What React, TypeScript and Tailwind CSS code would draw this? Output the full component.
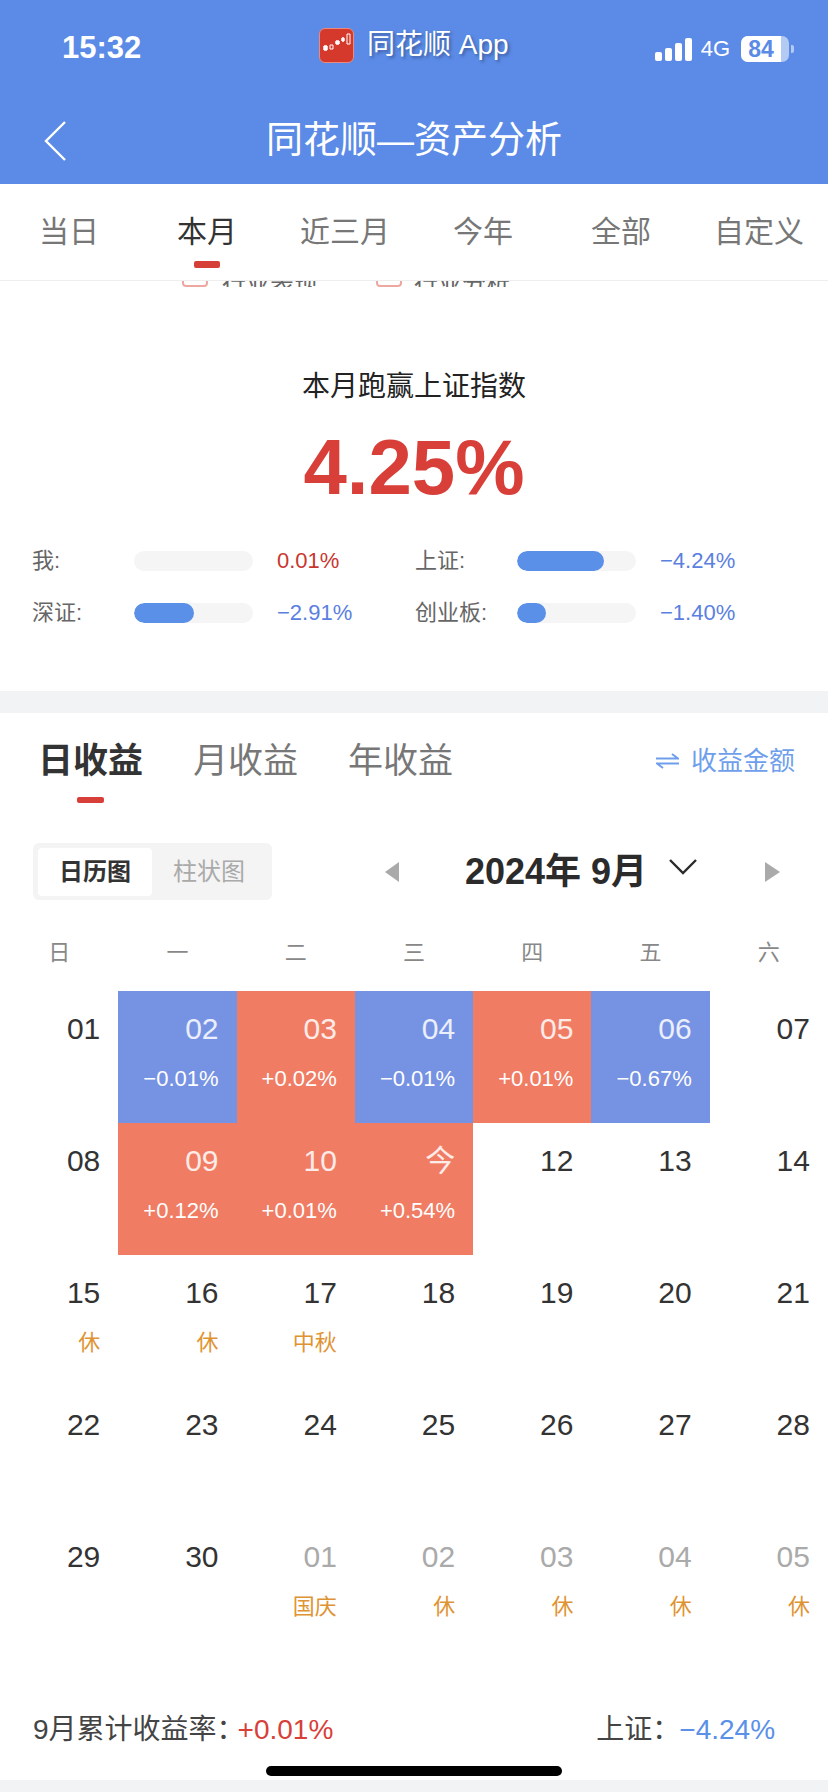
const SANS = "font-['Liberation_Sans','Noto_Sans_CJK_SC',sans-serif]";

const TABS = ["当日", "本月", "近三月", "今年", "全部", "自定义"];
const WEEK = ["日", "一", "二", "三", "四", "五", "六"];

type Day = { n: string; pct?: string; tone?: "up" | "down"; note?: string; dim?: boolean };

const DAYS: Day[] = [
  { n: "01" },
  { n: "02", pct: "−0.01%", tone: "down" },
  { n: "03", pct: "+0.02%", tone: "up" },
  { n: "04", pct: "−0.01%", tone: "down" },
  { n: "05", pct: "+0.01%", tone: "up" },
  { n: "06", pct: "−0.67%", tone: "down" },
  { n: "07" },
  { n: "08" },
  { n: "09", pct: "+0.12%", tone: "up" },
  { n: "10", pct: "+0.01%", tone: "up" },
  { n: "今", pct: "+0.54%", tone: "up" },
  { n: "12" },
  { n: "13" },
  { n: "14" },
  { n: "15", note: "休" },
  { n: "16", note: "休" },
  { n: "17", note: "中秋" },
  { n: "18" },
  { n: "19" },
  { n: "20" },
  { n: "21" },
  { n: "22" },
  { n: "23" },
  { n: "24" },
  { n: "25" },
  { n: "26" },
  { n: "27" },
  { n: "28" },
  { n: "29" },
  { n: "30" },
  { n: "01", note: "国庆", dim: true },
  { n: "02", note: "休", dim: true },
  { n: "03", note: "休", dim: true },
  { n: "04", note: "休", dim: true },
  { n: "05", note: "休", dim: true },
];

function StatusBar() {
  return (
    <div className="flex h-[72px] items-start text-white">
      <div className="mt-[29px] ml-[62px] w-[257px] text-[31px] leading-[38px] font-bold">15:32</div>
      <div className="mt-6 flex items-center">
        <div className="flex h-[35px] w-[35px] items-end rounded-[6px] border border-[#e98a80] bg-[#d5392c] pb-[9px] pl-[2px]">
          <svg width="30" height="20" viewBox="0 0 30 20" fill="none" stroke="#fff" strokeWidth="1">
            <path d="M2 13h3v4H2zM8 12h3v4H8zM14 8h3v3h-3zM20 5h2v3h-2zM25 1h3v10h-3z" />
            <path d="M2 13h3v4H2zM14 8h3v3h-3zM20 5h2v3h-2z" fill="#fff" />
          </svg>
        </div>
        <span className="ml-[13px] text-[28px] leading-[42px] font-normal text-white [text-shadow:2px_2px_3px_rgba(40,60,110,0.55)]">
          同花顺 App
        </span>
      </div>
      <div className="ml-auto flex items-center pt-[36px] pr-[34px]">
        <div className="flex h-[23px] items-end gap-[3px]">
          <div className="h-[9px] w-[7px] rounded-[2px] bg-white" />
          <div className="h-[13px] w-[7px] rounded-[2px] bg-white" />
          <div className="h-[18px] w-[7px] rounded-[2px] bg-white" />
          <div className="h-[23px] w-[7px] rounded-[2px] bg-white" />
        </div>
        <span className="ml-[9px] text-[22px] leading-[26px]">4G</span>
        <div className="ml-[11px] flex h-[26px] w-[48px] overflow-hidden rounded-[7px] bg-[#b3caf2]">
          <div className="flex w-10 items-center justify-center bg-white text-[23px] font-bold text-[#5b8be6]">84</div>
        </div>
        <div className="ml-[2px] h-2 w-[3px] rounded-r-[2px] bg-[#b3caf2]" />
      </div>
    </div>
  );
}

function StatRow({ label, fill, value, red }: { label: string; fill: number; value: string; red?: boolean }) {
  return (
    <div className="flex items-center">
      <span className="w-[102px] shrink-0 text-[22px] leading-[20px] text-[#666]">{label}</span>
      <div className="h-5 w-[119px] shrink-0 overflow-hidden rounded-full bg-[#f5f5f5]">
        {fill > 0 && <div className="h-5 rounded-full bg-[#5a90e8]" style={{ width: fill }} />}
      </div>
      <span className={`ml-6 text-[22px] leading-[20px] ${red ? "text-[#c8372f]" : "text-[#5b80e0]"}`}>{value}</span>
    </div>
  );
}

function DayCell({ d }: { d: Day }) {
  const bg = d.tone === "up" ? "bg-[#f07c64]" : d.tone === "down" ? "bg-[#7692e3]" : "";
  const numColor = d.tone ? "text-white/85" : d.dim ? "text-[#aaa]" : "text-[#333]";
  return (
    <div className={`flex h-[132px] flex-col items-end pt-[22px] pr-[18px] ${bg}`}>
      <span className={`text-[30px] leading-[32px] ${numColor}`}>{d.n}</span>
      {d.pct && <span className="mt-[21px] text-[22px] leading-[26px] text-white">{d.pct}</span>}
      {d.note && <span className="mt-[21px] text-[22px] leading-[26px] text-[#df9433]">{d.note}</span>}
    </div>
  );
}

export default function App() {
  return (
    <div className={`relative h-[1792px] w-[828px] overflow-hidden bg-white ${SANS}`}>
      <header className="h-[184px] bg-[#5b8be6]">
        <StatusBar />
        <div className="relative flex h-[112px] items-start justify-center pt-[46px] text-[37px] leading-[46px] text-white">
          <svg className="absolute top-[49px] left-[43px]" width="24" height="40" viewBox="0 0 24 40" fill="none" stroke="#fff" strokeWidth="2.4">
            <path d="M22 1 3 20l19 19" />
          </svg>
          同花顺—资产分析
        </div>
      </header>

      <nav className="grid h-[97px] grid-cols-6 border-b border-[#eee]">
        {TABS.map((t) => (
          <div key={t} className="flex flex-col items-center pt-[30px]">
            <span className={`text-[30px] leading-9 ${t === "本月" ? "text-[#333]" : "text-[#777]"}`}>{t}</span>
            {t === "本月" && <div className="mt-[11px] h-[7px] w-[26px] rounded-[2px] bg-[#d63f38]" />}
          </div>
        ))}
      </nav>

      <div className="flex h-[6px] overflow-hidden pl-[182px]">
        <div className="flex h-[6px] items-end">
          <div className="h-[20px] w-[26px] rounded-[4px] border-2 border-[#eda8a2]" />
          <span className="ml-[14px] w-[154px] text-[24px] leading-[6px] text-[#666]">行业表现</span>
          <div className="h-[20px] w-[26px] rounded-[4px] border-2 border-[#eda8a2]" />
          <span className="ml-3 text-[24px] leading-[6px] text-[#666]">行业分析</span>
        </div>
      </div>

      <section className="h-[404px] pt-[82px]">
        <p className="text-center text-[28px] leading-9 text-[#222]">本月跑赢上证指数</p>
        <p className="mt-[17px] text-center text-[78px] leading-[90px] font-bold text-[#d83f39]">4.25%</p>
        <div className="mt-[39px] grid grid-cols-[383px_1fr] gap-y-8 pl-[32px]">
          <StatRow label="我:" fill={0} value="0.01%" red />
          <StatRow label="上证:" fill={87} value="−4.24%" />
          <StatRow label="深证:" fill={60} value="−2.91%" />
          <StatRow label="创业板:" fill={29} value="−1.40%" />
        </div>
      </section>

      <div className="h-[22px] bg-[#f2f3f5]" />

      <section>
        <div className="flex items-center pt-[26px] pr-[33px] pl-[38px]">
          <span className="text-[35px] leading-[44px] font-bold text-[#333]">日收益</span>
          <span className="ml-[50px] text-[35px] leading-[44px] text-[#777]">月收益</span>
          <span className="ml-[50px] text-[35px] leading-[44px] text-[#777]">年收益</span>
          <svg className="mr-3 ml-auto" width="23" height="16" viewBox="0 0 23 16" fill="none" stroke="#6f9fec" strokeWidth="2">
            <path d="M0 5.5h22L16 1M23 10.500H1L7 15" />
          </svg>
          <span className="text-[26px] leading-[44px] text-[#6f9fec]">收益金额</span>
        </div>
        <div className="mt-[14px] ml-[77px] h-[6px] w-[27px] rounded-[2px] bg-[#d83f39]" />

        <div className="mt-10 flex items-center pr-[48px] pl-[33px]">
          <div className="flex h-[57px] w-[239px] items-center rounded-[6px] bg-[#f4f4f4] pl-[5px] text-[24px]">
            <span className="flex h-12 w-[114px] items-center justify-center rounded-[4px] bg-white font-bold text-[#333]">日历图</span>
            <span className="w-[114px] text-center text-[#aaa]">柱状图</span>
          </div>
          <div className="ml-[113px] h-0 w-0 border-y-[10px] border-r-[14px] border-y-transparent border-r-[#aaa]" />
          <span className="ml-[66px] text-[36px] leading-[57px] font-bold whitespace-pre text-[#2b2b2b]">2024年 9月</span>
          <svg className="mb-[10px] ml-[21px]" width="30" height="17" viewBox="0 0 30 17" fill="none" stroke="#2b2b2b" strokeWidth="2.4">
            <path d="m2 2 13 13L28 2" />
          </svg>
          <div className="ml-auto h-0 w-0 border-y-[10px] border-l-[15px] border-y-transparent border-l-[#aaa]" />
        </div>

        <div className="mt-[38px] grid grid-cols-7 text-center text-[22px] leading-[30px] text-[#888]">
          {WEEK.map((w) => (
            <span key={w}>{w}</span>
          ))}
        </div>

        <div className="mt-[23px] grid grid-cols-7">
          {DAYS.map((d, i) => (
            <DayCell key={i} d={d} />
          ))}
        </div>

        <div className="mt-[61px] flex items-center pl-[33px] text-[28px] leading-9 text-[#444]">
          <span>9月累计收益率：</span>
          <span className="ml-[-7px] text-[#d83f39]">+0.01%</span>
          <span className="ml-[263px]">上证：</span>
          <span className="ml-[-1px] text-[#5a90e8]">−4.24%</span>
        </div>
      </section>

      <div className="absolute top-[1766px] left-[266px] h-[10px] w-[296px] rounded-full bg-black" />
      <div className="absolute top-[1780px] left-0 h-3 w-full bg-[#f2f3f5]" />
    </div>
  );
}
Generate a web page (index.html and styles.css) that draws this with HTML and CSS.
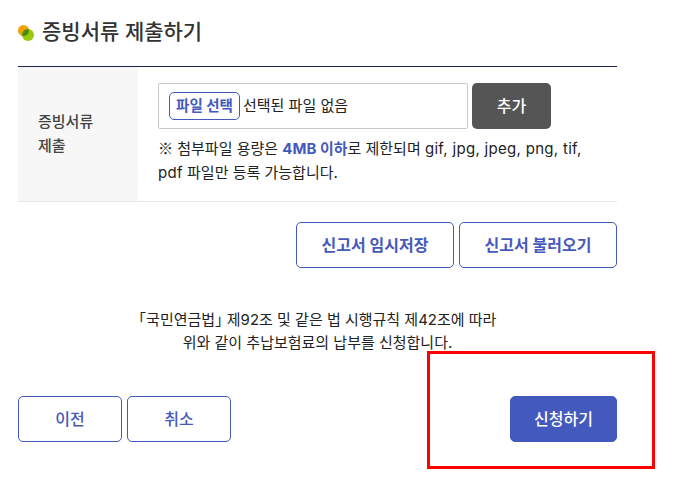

**INSTRUCTIONS TO FOLLOW:**
Starting at the top of the listing above, please restate word for word each line up to and including the one that holds "string; pct?: string;", omitting every image.

**FINAL ANSWER:**
What React, TypeScript and Tailwind CSS code would draw this? Output the full component.
const SANS = "font-['Liberation_Sans','Noto_Sans_CJK_SC',sans-serif]";

const TABS = ["当日", "本月", "近三月", "今年", "全部", "自定义"];
const WEEK = ["日", "一", "二", "三", "四", "五", "六"];

type Day = { n: string; pct?: string; tone?: "up" | "down"; note?: string; dim?: boolean };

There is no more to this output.